Given request —
Your answer should be a single number: the count of lines holding the word "size".

□ □ □ □

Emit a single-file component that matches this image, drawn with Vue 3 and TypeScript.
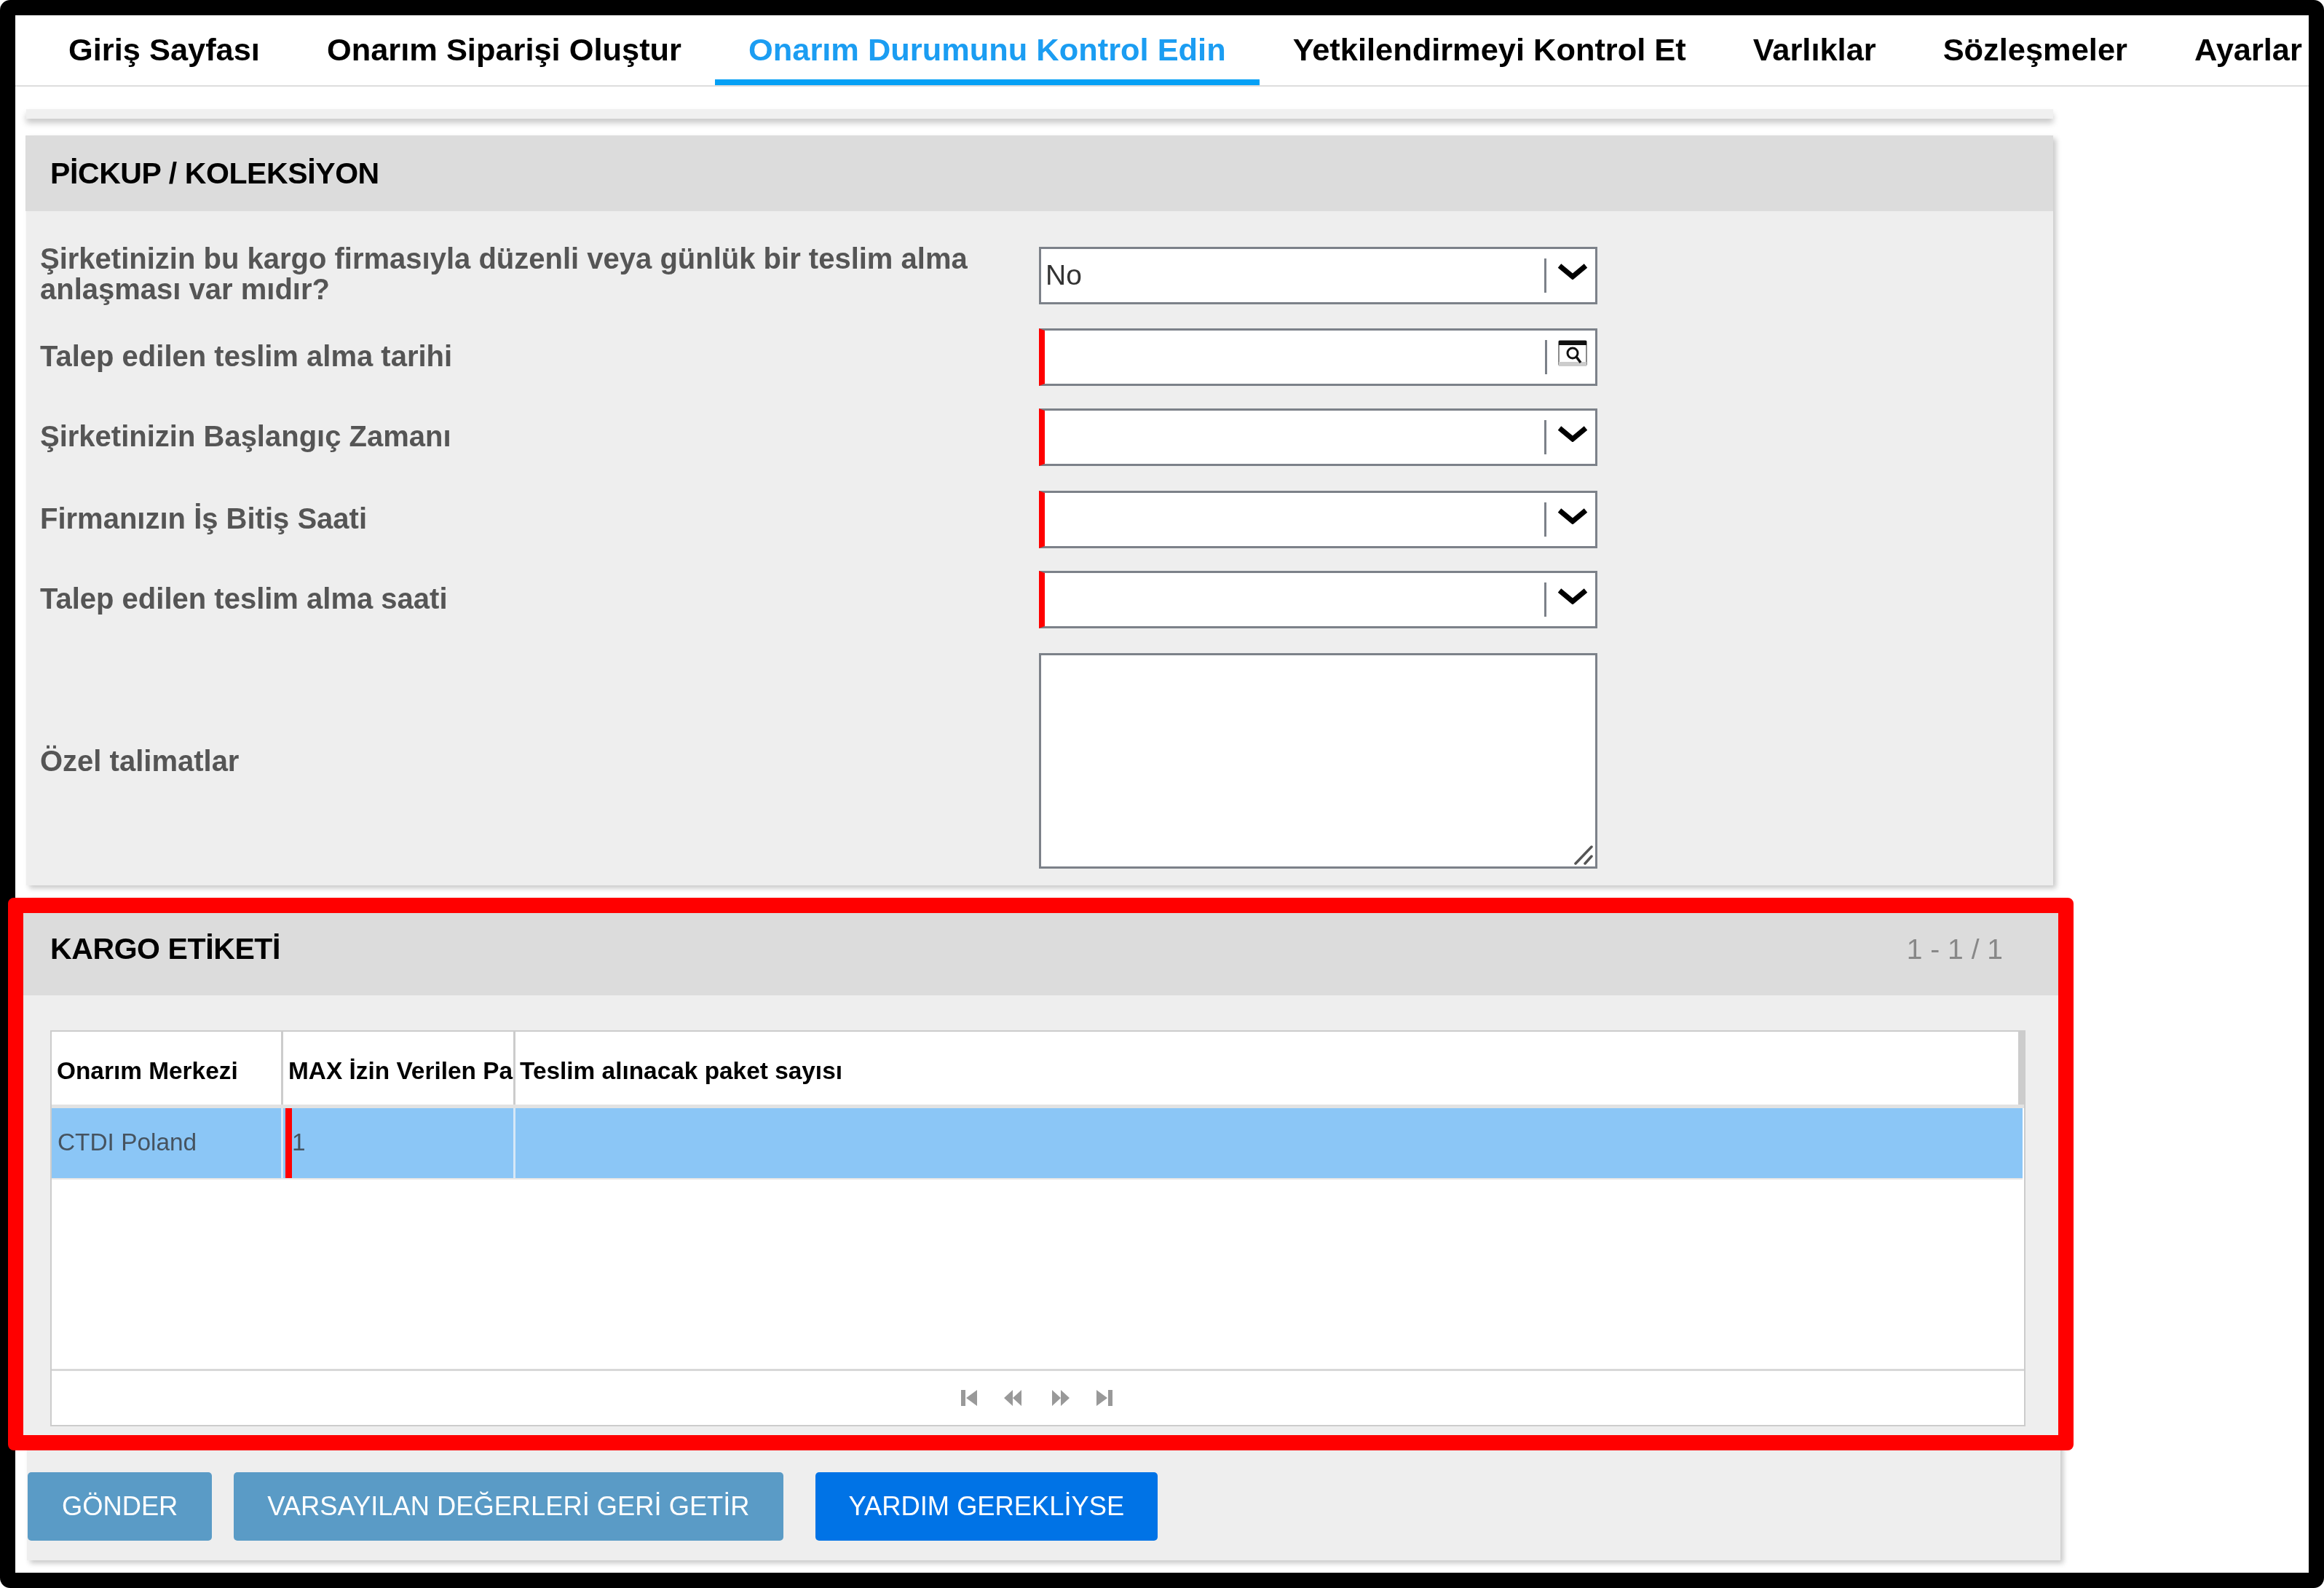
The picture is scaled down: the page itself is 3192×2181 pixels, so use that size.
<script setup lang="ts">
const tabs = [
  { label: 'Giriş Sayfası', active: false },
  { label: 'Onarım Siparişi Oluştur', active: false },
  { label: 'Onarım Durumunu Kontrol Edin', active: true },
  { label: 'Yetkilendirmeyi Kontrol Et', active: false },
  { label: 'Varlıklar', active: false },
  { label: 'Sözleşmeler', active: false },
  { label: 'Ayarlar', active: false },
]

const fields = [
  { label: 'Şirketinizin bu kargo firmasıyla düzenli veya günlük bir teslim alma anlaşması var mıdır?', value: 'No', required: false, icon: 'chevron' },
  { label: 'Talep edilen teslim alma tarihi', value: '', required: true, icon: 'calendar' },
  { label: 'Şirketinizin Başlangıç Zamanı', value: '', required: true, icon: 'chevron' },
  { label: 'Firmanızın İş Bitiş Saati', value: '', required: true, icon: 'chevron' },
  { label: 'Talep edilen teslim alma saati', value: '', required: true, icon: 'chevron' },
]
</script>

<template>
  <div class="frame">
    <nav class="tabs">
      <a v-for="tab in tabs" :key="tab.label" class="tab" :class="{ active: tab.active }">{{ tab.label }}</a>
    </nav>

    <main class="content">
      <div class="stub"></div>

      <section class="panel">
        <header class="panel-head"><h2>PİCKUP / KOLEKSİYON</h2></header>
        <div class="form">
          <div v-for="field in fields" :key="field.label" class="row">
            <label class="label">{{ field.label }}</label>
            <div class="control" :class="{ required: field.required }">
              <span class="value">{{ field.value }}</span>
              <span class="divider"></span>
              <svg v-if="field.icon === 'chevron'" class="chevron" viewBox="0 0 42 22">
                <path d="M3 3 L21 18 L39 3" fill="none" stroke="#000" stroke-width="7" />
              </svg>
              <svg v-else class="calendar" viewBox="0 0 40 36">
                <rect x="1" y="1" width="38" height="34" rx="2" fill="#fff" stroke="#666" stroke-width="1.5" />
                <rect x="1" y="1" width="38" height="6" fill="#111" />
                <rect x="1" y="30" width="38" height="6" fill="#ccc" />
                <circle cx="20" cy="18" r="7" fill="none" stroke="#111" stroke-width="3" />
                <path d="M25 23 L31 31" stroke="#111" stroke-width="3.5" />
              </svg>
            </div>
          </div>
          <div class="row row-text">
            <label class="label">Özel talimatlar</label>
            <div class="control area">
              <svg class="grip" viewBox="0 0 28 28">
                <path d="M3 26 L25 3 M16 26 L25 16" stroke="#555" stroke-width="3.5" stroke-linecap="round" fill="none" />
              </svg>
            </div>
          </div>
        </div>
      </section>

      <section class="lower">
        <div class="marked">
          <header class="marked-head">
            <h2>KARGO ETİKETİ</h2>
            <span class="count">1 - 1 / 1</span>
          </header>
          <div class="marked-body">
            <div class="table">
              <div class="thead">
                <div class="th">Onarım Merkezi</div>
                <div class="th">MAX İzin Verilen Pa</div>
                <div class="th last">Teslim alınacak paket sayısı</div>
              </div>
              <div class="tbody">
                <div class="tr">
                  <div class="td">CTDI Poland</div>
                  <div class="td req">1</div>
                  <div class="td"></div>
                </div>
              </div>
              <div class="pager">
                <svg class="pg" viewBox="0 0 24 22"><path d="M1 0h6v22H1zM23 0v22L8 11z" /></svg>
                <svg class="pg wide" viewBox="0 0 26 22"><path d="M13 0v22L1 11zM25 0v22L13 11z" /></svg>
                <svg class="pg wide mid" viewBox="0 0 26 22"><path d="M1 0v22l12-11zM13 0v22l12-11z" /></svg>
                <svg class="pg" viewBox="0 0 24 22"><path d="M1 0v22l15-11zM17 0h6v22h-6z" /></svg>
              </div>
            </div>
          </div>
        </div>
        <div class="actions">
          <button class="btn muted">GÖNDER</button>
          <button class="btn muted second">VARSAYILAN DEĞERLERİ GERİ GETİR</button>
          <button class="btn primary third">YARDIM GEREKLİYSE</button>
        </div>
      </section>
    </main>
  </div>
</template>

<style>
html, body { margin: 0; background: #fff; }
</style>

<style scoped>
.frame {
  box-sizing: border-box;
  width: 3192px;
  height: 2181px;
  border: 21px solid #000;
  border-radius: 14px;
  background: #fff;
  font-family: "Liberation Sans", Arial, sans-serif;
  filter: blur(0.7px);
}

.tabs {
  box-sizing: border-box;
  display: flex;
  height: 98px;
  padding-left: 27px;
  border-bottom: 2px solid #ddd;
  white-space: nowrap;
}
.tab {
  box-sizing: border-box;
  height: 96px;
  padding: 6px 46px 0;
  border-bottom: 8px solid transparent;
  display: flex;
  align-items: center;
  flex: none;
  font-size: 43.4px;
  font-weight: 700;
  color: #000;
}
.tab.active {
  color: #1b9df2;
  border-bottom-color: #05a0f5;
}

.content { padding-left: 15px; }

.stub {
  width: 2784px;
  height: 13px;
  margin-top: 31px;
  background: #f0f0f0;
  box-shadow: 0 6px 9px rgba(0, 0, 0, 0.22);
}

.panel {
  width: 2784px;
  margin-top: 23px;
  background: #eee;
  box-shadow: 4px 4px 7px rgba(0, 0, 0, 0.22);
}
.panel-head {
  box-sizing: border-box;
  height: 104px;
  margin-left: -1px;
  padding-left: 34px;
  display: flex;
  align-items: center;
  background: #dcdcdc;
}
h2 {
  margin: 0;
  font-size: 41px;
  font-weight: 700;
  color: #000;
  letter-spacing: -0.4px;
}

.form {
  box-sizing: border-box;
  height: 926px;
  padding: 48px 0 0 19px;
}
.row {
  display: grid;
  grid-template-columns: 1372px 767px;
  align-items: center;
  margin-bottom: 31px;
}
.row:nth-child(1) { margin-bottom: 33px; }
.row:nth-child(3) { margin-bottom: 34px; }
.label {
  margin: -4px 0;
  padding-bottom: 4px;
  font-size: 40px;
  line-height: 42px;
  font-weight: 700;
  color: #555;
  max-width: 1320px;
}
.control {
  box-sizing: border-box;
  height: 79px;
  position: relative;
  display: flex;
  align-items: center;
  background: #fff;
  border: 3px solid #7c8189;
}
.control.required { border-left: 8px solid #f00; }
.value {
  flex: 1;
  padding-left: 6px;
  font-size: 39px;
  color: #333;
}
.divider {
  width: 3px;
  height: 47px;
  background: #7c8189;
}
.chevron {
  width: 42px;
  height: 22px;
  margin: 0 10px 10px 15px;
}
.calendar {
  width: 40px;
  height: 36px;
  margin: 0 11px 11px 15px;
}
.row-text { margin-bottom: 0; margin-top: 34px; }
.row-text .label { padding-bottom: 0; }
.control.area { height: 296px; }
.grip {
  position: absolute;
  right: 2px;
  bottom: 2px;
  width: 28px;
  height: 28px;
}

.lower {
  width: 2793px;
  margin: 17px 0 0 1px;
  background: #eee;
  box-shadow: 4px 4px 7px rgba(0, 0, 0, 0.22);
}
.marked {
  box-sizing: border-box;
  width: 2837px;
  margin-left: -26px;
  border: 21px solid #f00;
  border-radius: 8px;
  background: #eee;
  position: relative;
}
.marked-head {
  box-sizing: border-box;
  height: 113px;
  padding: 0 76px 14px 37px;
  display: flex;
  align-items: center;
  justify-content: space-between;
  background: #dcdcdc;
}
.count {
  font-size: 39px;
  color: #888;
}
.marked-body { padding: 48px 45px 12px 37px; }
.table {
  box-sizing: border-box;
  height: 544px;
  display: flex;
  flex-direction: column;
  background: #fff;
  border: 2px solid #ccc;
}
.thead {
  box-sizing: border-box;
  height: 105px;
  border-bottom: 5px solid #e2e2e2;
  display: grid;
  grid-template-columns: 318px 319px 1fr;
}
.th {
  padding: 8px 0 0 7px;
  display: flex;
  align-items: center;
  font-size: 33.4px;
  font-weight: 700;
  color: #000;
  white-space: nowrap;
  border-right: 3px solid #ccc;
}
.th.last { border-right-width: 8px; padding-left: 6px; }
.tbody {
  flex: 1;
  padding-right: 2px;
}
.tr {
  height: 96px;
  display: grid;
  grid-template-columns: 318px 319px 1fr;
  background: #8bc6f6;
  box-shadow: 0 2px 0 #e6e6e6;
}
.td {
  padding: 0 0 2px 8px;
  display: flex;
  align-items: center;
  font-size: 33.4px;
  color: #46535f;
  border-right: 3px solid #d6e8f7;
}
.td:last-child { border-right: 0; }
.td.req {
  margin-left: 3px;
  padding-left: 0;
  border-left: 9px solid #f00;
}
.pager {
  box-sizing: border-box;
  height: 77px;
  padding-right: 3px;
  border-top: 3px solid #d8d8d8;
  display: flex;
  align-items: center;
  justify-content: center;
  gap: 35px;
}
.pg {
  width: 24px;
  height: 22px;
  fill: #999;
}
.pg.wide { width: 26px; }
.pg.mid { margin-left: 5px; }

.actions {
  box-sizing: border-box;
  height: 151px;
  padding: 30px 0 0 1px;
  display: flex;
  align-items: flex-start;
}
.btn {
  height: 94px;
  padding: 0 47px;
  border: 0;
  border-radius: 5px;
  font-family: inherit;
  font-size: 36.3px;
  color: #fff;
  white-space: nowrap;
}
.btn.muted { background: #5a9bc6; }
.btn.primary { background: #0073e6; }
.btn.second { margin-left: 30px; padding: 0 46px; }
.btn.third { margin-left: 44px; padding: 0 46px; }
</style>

□ □ □ □

Correct answer —
9